Graham Cracker Crust
1/2 cup (1 stick) unsalted butter, melted, divided
2 cups graham cracker crumbs (about 25 crackers)
1/2 cup granulated sugar

Key Lime Filling
6 large egg yolks
1 1/2 cans (14 ounces each) sweetened condensed milk
3/4 cup Key Lime juice

Sweetened Whipped Cream
1 1/2 cups heavy whipping cream
1/2 cup powdered sugar
1/4 tsp pure vanilla extract

Lime slices for garnish

Preheat the oven to 350 F. Butter the bottom and sides of a 10 inch pie pan with 1 tbsp of the melted butter.

To make the Graham Cracker Crust, in a bowl, stir together the graham cracker crumbs and sugar. Stir in the remaining 7 tablespoons of butter until the mixture is evenly moistened. Press the crumb mixture firmly onto the bottom and all the way up the sides of the prepared pan. Place in the freezer to chill for about 15 minutes.

To make the Key Lime Filling, in a large bowl, whist the egg yolks until pale yellow and nearly doubled in volume, about 2 minutes. Whisk in the condensed milk and then the lime juice until smooth and thoroughly combined. Carefully our the prepared filling into the crust.

Bake the pie until the top is lightly browned and the filling is softly set, about 25 minutes.

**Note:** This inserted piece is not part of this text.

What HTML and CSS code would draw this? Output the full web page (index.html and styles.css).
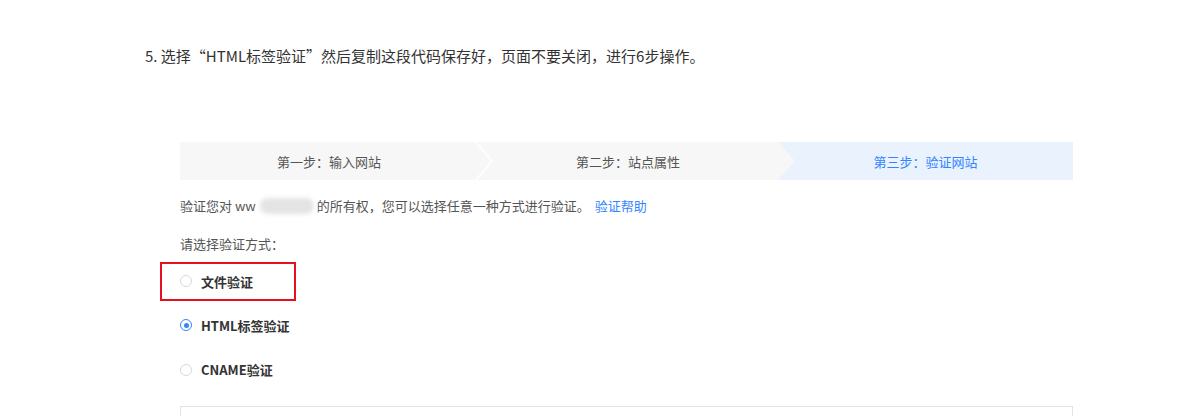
FILE: index.html
```html
<!DOCTYPE html>
<html lang="zh-CN">
<head>
<meta charset="utf-8">
<link rel="stylesheet" href="styles.css">
</head>
<body>
<div class="page">
  <p class="heading">5. 选择“HTML标签验证”然后复制这段代码保存好，页面不要关闭，进行6步操作。</p>
  <div class="panel">
    <div class="steps">
      <div class="step step1">第一步：输入网站
        <svg class="sep" width="20" height="38" viewBox="0 0 20 38"><polyline points="1,0 17,19 1,38" fill="none" stroke="#ffffff" stroke-width="2"/></svg>
      </div>
      <div class="step step2">第二步：站点属性</div>
      <div class="step step3">第三步：验证网站</div>
    </div>
    <p class="line1">验证您对 ww<span class="blur"></span>的所有权，您可以选择任意一种方式进行验证。<a class="help">验证帮助</a></p>
    <p class="line2">请选择验证方式：</p>
    <div class="options">
      <div class="opt"><span class="radio"></span><span class="label">文件验证</span><span class="mark"></span></div>
      <div class="opt"><span class="radio on"></span><span class="label">HTML标签验证</span></div>
      <div class="opt"><span class="radio"></span><span class="label">CNAME验证</span></div>
    </div>
    <div class="codebox"></div>
  </div>
</div>
</body>
</html>
```
FILE: styles.css
```css
html, body {
  margin: 0;
  padding: 0;
  background: #ffffff;
  overflow: hidden;
}
body {
  width: 1200px;
  height: 416px;
  font-family: "Microsoft YaHei", "Noto Sans CJK SC", "Liberation Sans", sans-serif;
  color: #333;
}
.page {
  padding: 46px 0 0 145px;
}
.heading {
  margin: 0;
  font-size: 15px;
  line-height: 20px;
  color: #333;
}
.panel {
  margin: 76px 0 0 35px;
  width: 893px;
}
.steps {
  display: flex;
  height: 38px;
  background: #f7f7f7;
  font-size: 13px;
}
.step {
  display: flex;
  align-items: center;
  justify-content: center;
  color: #555;
  position: relative;
}
.step1 {
  width: 298px;
  z-index: 3;
}
.sep {
  position: absolute;
  right: -17px;
  top: 0;
  opacity: 0.9;
}
.step2 {
  z-index: 2;
  background: #f7f7f7;
  clip-path: polygon(0 0, calc(100% - 17px) 0, 100% 50%, calc(100% - 17px) 100%, 0 100%);
  margin-right: -17px;
  padding-right: 17px;
  box-sizing: content-box;
  width: 300px;
}
.step3 {
  flex: 1;
  background: #eaf2fe;
  color: #3385ff;
  z-index: 1;
}
.line1, .line2 {
  margin: 0;
  font-size: 13px;
  line-height: 20px;
  color: #555;
}
.line1 {
  margin-top: 16px;
  display: flex;
  align-items: center;
  white-space: pre;
}
.blur {
  display: inline-block;
  width: 54px;
  height: 16px;
  margin: 0 3px 0 4px;
  background: #e4e4e4;
  border-radius: 8px;
  filter: blur(2px);
}
.help {
  color: #3385ff;
  margin-left: 5px;
}
.line2 {
  margin-top: 18px;
}
.options {
  margin-top: 5px;
}
.opt {
  position: relative;
  height: 44px;
  display: flex;
  align-items: center;
  gap: 9px;
}
.opt + .opt {
  height: 44.5px;
}
.radio {
  width: 10px;
  height: 10px;
  border: 1px solid #d8d8d8;
  border-radius: 50%;
  box-sizing: content-box;
  position: relative;
}
.radio.on {
  border-color: #3385ff;
}
.radio.on::after {
  content: "";
  position: absolute;
  left: 2.5px;
  top: 2.5px;
  width: 5px;
  height: 5px;
  border-radius: 50%;
  background: #3385ff;
}
.label {
  font-size: 13px;
  font-weight: bold;
  color: #333;
}
.mark {
  position: absolute;
  left: -20px;
  top: 3px;
  width: 132px;
  height: 35px;
  border: 2px solid #e60f1e;
}
.codebox {
  margin-top: 14px;
  height: 9px;
  border: 1px solid #e3e3e3;
}
```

Transfer the pie to a wire rack and let cool completely. Cover with plastic wrap and store in the refrigerator for several hours or overnight.

Just before serving, make the Sweetened Whipped Cream. In a large chilled bowl, using an electric mixer set on med-high speed, whip the cream until soft peaks form. Add the powdered sugar and vanilla and whip until cream begins to hold a firm peak.

Slice pie and top with whipped cream and lime slices.



So you may be wondering what we did with the leftover sweetened condensed milk. I'm glad you asked. One of our favorite boat drinks was Rum and Coconut Water. There's actually a great song by the Baha Men (the guys that sing Who Let The Dogs Out), they are actually Bahamian and have lots of fun island songs. One of my favorite songs of theirs goes Gin and Coconut Water, can not get it in America. I prefer rum, so that's how we make it. And you can get this drink in America if you just go to the grocery store and buy some coconut water. Usually in the Hispanic section you can find Goya brand in a can. It's different than coconut milk which is creamy. And make sure its unsweetened. This drink is a popular drink in Trinidad. Although I've never been there, I did manage to get the recipe through the coconut telegraph.

Rum and Coconut Water

2 ounces rum
4 ounces coconut water
1 tbsp sweetened condensed milk
nutmeg

Mix all ingredients together and pour over ice. Top with nutmeg.